Pre-credit sequence. It's Night 33. Tasha's gone. And it's raining again. Spencer is annoyed at Woo and Kass for ditching their Final 3 pact and he doesn't particularly care if Tony hears it. "So it turns out the deal that we had is a lie," Spencer grumbles. "Why bother with the whole charade?" Spencer asks. "Why does anyone lie in this game? It's part of the game," Kass tells him, explaining to us that she thinks she could beat Tony, who she thinks everybody hates. "As long as they don't stab me in the back, I won't stab them in the back," Tony says of his alliance. Spencer calls his rivals foolish and says his only chance is that the others don't understand the game.
I Woo-Woo-Woo-Woo-Wonder Why. Tony takes Woo out onto the water to talk Final 3. Tony wants Kass coming with them because he figures she wouldn't get any votes. Woo tells us that he decided to stick with Tony because going to the end with him would be "a lovely thing" since they started the game together. It's not that he thinks he can beat Tony. He just enjoys symmetry. Woo decides to tells Tony everything that transpired at Reward and last week's brief alternative Final 3 alliance. "That just shows your integrity, your loyalty," Tony tells Woo, but he tells us that he's already thinking of blindsiding Woo before Final 3. Tony's wife told him to try to win the game and not do anything stupid and that taking Woo to the end would be stupid. There you go, Woo: It's Tony's wife's fault if you get blindsided this episode. And foreshadowing sure suggests that's what's coming.
Your name is Mud. We begin the episode with a Reward Challenge centered around a big pit of mud. They have to dive into the mud, cover themselves and scrape the mud into a bucket. The person with the most mud after 10 minutes wins. Wanna know what they're playing for? Pizza delivery. Wait. No Loved Ones? Just pizza? Come on. I like Kass' Face-First Into The Mud strategy. I can admire that. Tony's got the most surface area. Kass probably has the best combination of surface area and hair, since Trish has no surface area at all. But who will win? Tony dominated. It isn't close. His bucket is overflowing. Probst doesn't even bother weighing the buckets. Tony can choose one person to join him. He picks "Anorexia," which means Trish. "Yeah! Malnutrisha's been dying for pizza," she crows. "You're picking Trish based strictly on need?" Probst inquires and Tony points at Trish's skeletal form.
Pizza the Hutt. Everybody is still covered in mud, with people especially impressed by Kass' Ed Grimley hair. Kass isn't worried about not getting pizza, because for her this puts more of a target on Trish, who is the Alpha Female to Tony's Alpha Male. "They're like a couple of baboons," Kass observes. After some cleaning, pizza arrives. Spencer thinks pizza is a metaphor for the game and everybody is handling Tony everything on a silver platter. Tony eating pizza is utterly disgusting and even Trish is a bit grossed out. Covered in sauce and cheese and other detritus, Tony tells Trish about his Idols, which have to be used by the next Tribal, and tells us about his planned lie, which is to claim that the Tyler Perry Idol can be used at Top 4, bluffing his way straight into the Final 3. Tony and Trish agree that they have a better chance against Kass than Woo.

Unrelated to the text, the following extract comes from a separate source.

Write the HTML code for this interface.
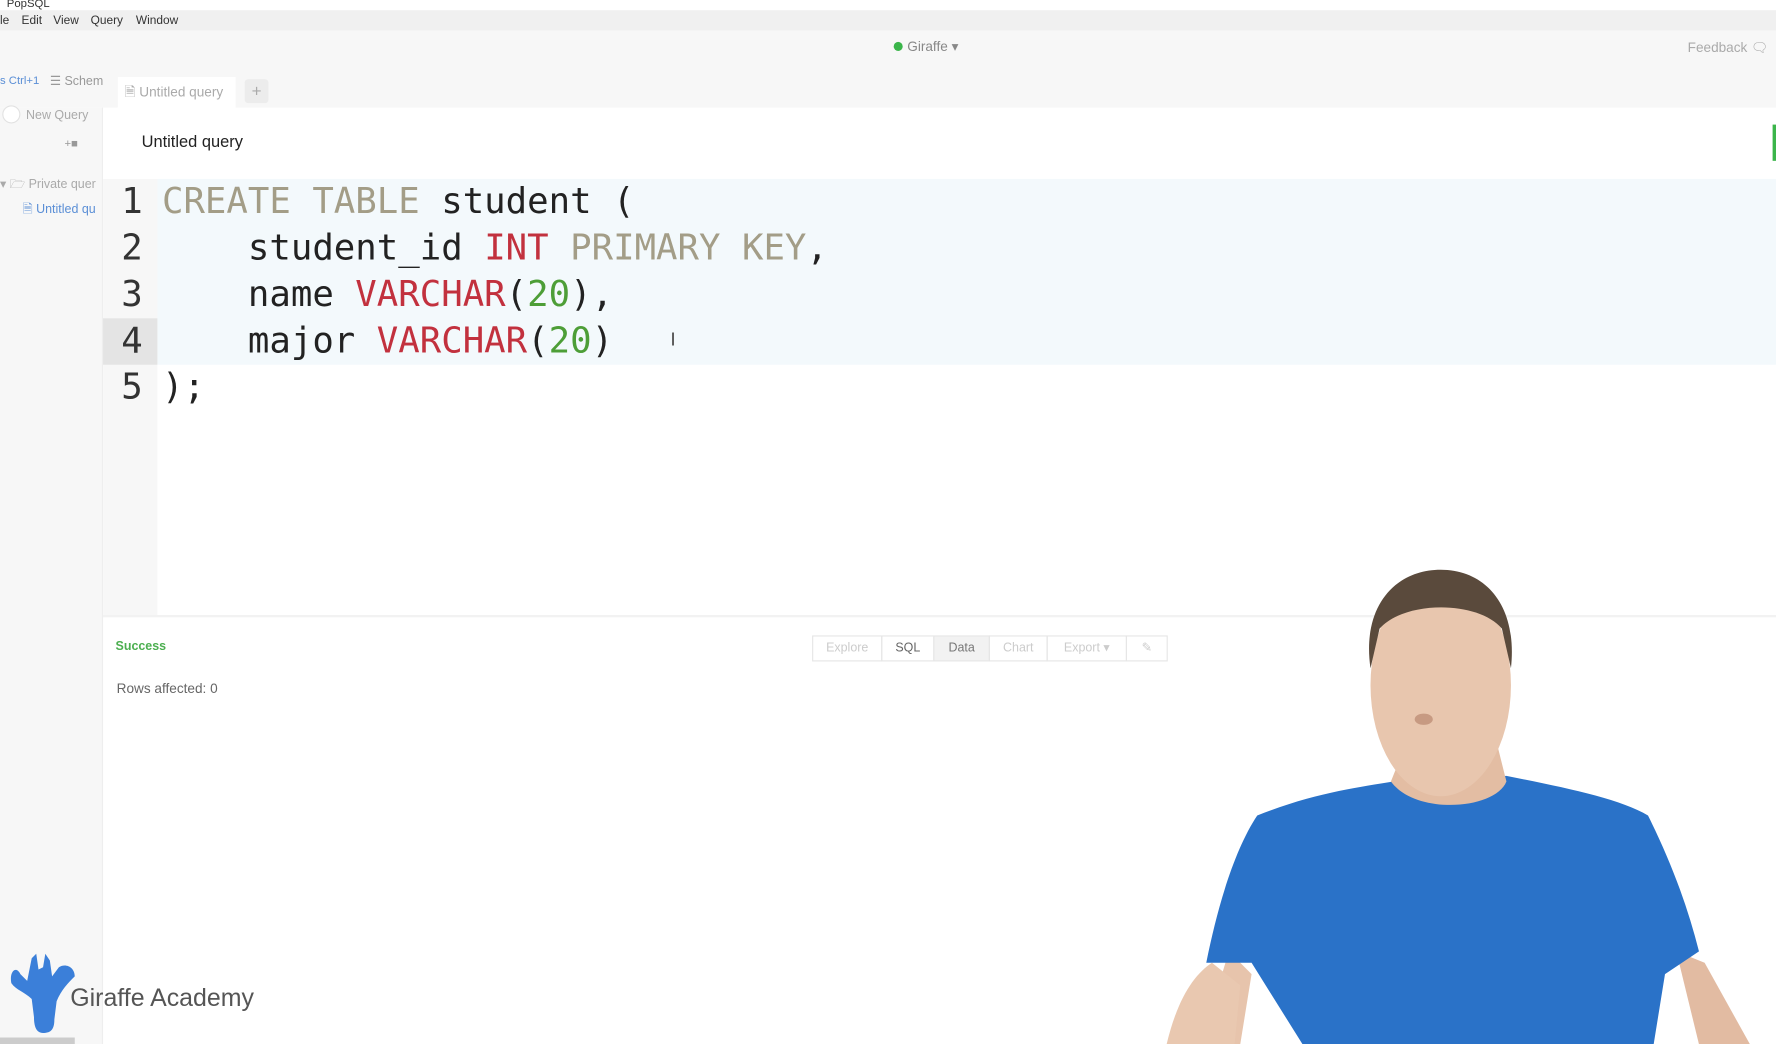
<!DOCTYPE html>
<html><head><meta charset="utf-8"><style>
*{margin:0;padding:0;box-sizing:border-box}
html,body{width:1776px;height:1044px;overflow:hidden;background:#fff}
#w{position:absolute;left:0;top:0;width:1568px;height:922px;transform:scale(1.13265);transform-origin:0 0;font-family:"Liberation Sans",sans-serif;color:#333}
.a{position:absolute}
.code{font-family:"DejaVu Sans Mono","Liberation Mono",monospace;font-size:31.5px;line-height:41px;white-space:pre;color:#222}
.k{color:#a39d87}.r{color:#c2313e}.g{color:#4d9e37}
.btn{position:absolute;top:561px;height:23px;border:1px solid #e6e6e6;font-size:11px;color:#ccc;text-align:center;line-height:21px}
</style></head><body><div id="w">
<div class="a" style="left:0;top:0;width:1568px;height:9px;background:#fff;font-size:10px;line-height:8px;padding-left:6px;color:#333;overflow:hidden">PopSQL</div>
<div class="a" style="left:0;top:9px;width:1568px;height:18px;background:#f0f0f0;font-size:10.5px;line-height:18px;color:#333">
<span style="position:absolute;left:0">le</span><span style="position:absolute;left:19px">Edit</span><span style="position:absolute;left:47px">View</span><span style="position:absolute;left:80px">Query</span><span style="position:absolute;left:120px">Window</span></div>
<div class="a" style="left:0;top:27px;width:1568px;height:68px;background:#f7f7f7"></div>
<div class="a" style="left:789px;top:37px;width:8px;height:8px;border-radius:50%;background:#3bb54a"></div>
<div class="a" style="left:801px;top:34px;font-size:12px;color:#888">Giraffe ▾</div>
<div class="a" style="left:1490px;top:35px;font-size:12px;color:#aaa">Feedback 🗨</div>
<div class="a" style="left:0;top:66px;font-size:10px;color:#5b8fd6">s Ctrl+1</div>
<div class="a" style="left:44px;top:65px;font-size:11px;color:#999">☰ Schem</div>
<div class="a" style="left:104px;top:68px;width:104px;height:28px;background:#fff;font-size:12px;color:#aaa;line-height:26px;padding-left:6px">🗎 Untitled query</div>
<div class="a" style="left:216px;top:70px;width:21px;height:21px;background:#ececec;border-radius:3px;color:#aaa;text-align:center;line-height:21px;font-size:15px">+</div>
<div class="a" style="left:0;top:95px;width:91px;height:827px;background:#f7f7f7;border-right:1px solid #eee"></div>
<div class="a" style="left:2px;top:93px;width:16px;height:16px;border-radius:50%;background:#fff;border:1px solid #e2e2e2"></div>
<div class="a" style="left:23px;top:96px;font-size:11px;color:#aaa">New Query</div>
<div class="a" style="left:57px;top:122px;font-size:10px;color:#999">+■</div>
<div class="a" style="left:0;top:154px;font-size:11px;color:#aaa;white-space:nowrap;width:91px;overflow:hidden">▾ 🗁 Private quer</div>
<div class="a" style="left:20px;top:176px;font-size:11px;color:#5b8fd6;white-space:nowrap;width:71px;overflow:hidden">🗎 Untitled qu</div>
<div class="a" style="left:91px;top:96px;width:1477px;height:62px;background:#fff"></div>
<div class="a" style="left:125px;top:118px;font-size:14.5px;color:#222">Untitled query</div>
<div class="a" style="left:1565px;top:110px;width:3px;height:32px;background:#3bb54a"></div>
<div class="a" style="left:91px;top:158px;width:48px;height:385px;background:#f7f7f7"></div>
<div class="a" style="left:91px;top:281px;width:48px;height:41px;background:#e4e4e4"></div>
<div class="a" style="left:139px;top:158px;width:1429px;height:164px;background:#f3f9fc"></div>
<div class="a code" style="left:107px;top:158px;color:#333">1
2
3
4
5</div>
<div class="a code" style="left:143px;top:158px"><span class="k">CREATE TABLE</span> student (
    student_id <span class="r">INT</span> <span class="k">PRIMARY KEY</span>,
    name <span class="r">VARCHAR</span>(<span class="g">20</span>),
    major <span class="r">VARCHAR</span>(<span class="g">20</span>)
);</div>
<div class="a" style="left:592px;top:292px;font-size:16px;color:#444">I</div>
<div class="a" style="left:91px;top:543px;width:1477px;height:2px;background:#f2f2f2"></div>
<div class="a" style="left:102px;top:565px;font-size:11px;font-weight:bold;color:#4caf50">Success</div>
<div class="a" style="left:103px;top:601px;font-size:12px;color:#666">Rows affected: 0</div>
<div class="btn" style="left:717px;width:62px">Explore</div>
<div class="btn" style="left:778px;width:47px;color:#666">SQL</div>
<div class="btn" style="left:824px;width:50px;color:#777;background:#f2f2f2">Data</div>
<div class="btn" style="left:873px;width:52px">Chart</div>
<div class="btn" style="left:924px;width:71px">Export ▾</div>
<div class="btn" style="left:994px;width:37px">✎</div>
<svg class="a" style="left:0;top:840px" width="80" height="82" viewBox="0 0 80 82">
<path d="M10 28 C8 18 14 12 18 20 L24 26 L28 6 L32 2 L34 16 L38 14 L40 2 L44 8 L46 22 L52 14 C58 10 66 14 66 22 C60 28 54 34 50 44 L48 60 C48 70 44 72 38 72 C32 72 30 66 30 58 L28 42 C22 36 14 34 10 28Z" fill="#3b7fd9"/>
<rect x="0" y="76" width="66" height="6" fill="#ccc"/></svg>
<div class="a" style="left:62px;top:868px;font-size:22px;color:#555">Giraffe Academy</div>
<svg class="a" style="left:1020px;top:490px" width="548" height="432" viewBox="1020 490 548 432">
<path d="M1060 922 L1085 840 L1105 860 L1095 922Z" fill="#e7c4ac"/>
<path d="M1480 840 L1505 850 L1545 922 L1500 922Z" fill="#e2bba2"/>
<path d="M1030 922 C1040 880 1055 860 1070 850 L1095 870 L1090 922Z" fill="#e9c8b0"/>
<path d="M1110 720 C1160 700 1200 695 1230 690 L1330 685 C1380 695 1430 705 1455 720 C1475 760 1490 800 1500 840 L1470 860 L1460 922 L1150 922 L1105 850 L1065 850 C1075 800 1090 750 1110 720Z" fill="#2a72c8"/>
<path d="M1228 690 C1250 720 1320 715 1330 690 L1320 650 L1240 660Z" fill="#e3bda3"/>
<ellipse cx="1272" cy="605" rx="62" ry="98" fill="#e8c6ae"/>
<path d="M1210 590 C1202 535 1232 503 1272 503 C1312 503 1340 535 1334 590 L1326 555 C1305 530 1240 530 1218 555Z" fill="#5a4a3c"/>
<ellipse cx="1257" cy="635" rx="8" ry="5" fill="#c79a82"/>
</svg>
</div></body></html>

In llama land there's a one-man band/ And he'll toot his flute for you. The next day, Tony goes to Kass and tells her what Woo told him, reassures her that it's OK and says he wants to go to the end with her. "It was stupid of Woo to tell him, but it was stupid of him to tell me," Kass says. Tony swears on his wife and baby, but Chaos Kass has a clear goal and that's to make Tony seem untrustable. First step? Tell Woo that Tony told her what Woo told him. That make sense? I guess so. "I didn't say anything," claims Woo, the world's worst liar. So Kass tells Tony what Woo told her when confronted about Tony telling her what Woo told him. Does that still make sense? Tony's incredulous. "I'm allowed to confront people too," Kass says, before telling Woo that Tony made a Final 3 deal with her. Tony throws his hands up in the air at Kass' Chaos. "At this point in the game, you want as much paranoia as you can stir up," Kass says, before taunting Tony about him being allowed to talk and nobody else. "I'm sorry I don't talk llama. I'm supposed to talk llama to you?" Tony asks before doing an impression of a llama that does not line up with my perception of what llamas sound like. "That was the last straw that broke the camel's back," Tony tells the camera, adding that he and Kass are done.

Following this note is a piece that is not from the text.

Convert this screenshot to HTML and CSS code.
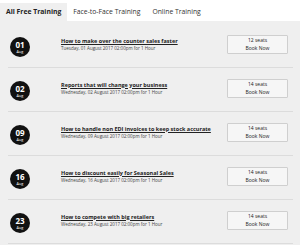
FILE: index.html
```
<!DOCTYPE html>
<html lang="en">
<head>
    <meta charset="UTF-8">
    <title>Training</title>
    <link rel="stylesheet" href="styles.css">
</head>
<body>
    <div class="tabs">
        <div class="tab active">All Free Training</div>
        <div class="tab">Face-to-Face Training</div>
        <div class="tab">Online Training</div>
    </div>
    <div class="panel">
        <div class="row">
            <div class="day"><span>01</span><p>Aug</p></div>
            <div class="info">
                <a href="#">How to make over the counter sales faster</a>
                <p>Tuesday, 01 August 2017 02:00pm for 1 Hour</p>
            </div>
            <button>12 seats<br>Book Now</button>
        </div>
        <div class="row">
            <div class="day"><span>02</span><p>Aug</p></div>
            <div class="info">
                <a href="#">Reports that will change your business</a>
                <p>Wednesday, 02 August 2017 02:00pm for 1 Hour</p>
            </div>
            <button>14 seats<br>Book Now</button>
        </div>
        <div class="row">
            <div class="day"><span>09</span><p>Aug</p></div>
            <div class="info">
                <a href="#">How to handle non EDI invoices to keep stock accurate</a>
                <p>Wednesday, 09 August 2017 02:00pm for 1 Hour</p>
            </div>
            <button>14 seats<br>Book Now</button>
        </div>
        <div class="row">
            <div class="day"><span>16</span><p>Aug</p></div>
            <div class="info">
                <a href="#">How to discount easily for Seasonal Sales</a>
                <p>Wednesday, 16 August 2017 02:00pm for 1 Hour</p>
            </div>
            <button>14 seats<br>Book Now</button>
        </div>
        <div class="row">
            <div class="day"><span>23</span><p>Aug</p></div>
            <div class="info">
                <a href="#">How to compete with big retailers</a>
                <p>Wednesday, 23 August 2017 02:00pm for 1 Hour</p>
            </div>
            <button>14 seats<br>Book Now</button>
        </div>
    </div>
</body>
</html>
```

FILE: styles.css
```
* {
    margin: 0;
    padding: 0;
    box-sizing: border-box;
    font-family: "Open Sans", sans-serif;
}

body {
    background: #fff;
    color: #333;
    width: 300px;
    height: 245px;
    overflow: hidden;
}

.tabs {
    display: flex;
    padding-top: 3px;
    height: 21px;
}

.tab {
    font-size: 6.8px;
    line-height: 18px;
    padding: 0 6px;
    color: #333;
}

.tab.active {
    background: #efefef;
    font-weight: 700;
    color: #222;
}

.panel {
    background: #efefef;
    padding: 3px 7px 0 8px;
    height: 224px;
}

.row {
    display: flex;
    align-items: center;
    height: 44px;
    border-bottom: 1px solid #dcdcdc;
}

.day {
    width: 20px;
    height: 20px;
    border-radius: 50%;
    background: #111;
    color: #fff;
    margin: 3px 0 0 2px;
    display: flex;
    flex-direction: column;
    align-items: center;
    justify-content: center;
}

.day span {
    font-size: 8px;
    font-weight: 700;
    line-height: 8px;
    margin-top: 1px;
}

.day p {
    font-size: 3.8px;
    line-height: 5px;
}

.info {
    flex: 1;
    margin-left: 31px;
    margin-top: -3px;
}

.info a {
    display: block;
    font-size: 5.5px;
    font-weight: 700;
    color: #222;
    line-height: 7px;
}

.info p {
    font-size: 4.5px;
    line-height: 6px;
    color: #444;
}

button {
    width: 61px;
    height: 19px;
    background: #f6f6f6;
    border: 1px solid #cfcfcf;
    border-radius: 1px;
    font-size: 5px;
    line-height: 7.5px;
    color: #222;
    margin-top: -2px;
    margin-right: 5px;
}
```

They Don't Know That We Know They Know We Know. Damnit! I thought that was a tarsier, but it was just a knot in a tree. And a snake. Back to Tony and Kass fighting. Kass tells Tony that what she did was strategic. Tony doesn't know what to do with that and Woo doesn't know what to do with anything. Kass has a plan: She's going to pull in Woo and Spencer and mess with Tony's game, even if she can't get rid of him. I'll remind you that this is the exact same alliance she made and betrayed last week. It's either brilliant or idiotic and I really don't know. Woo's sad that Tony didn't swear on his wife and baby. Woo is very, very deep in thought. "My trust in Tony has gone down tremendously," Woo says. This should be a massive understatement, but it probably isn't. Kass and Spencer suggest targeting Trish and getting rid of one of Tony's goats. They do this when Trish is nearby. Now Trish is pissed off. Spencer is, once again, seeing cracks. He needs Immunity.
Slide Ruler. Immunity is back up for grabs. The challenge involves unwrapping a rope, freeing a key, building a ladder, building steps and solving a sliding puzzle. Tony gets through the first part with a big lead, followed by Trish and then Kass. Tony's still in the lead after the ladder, but Spencer moves up to second. Tony still has the lead after the steps and he has a big advantage on the puzzle. "Does he know how to do slide puzzles?" Probst wonders. He does not. Spencer arrives way behind, but he does, in fact, know how to do slide puzzles. From way behind, Spencer wins Immunity! Probst is very impressed. Tony knows he has to devour a piece of his alliance.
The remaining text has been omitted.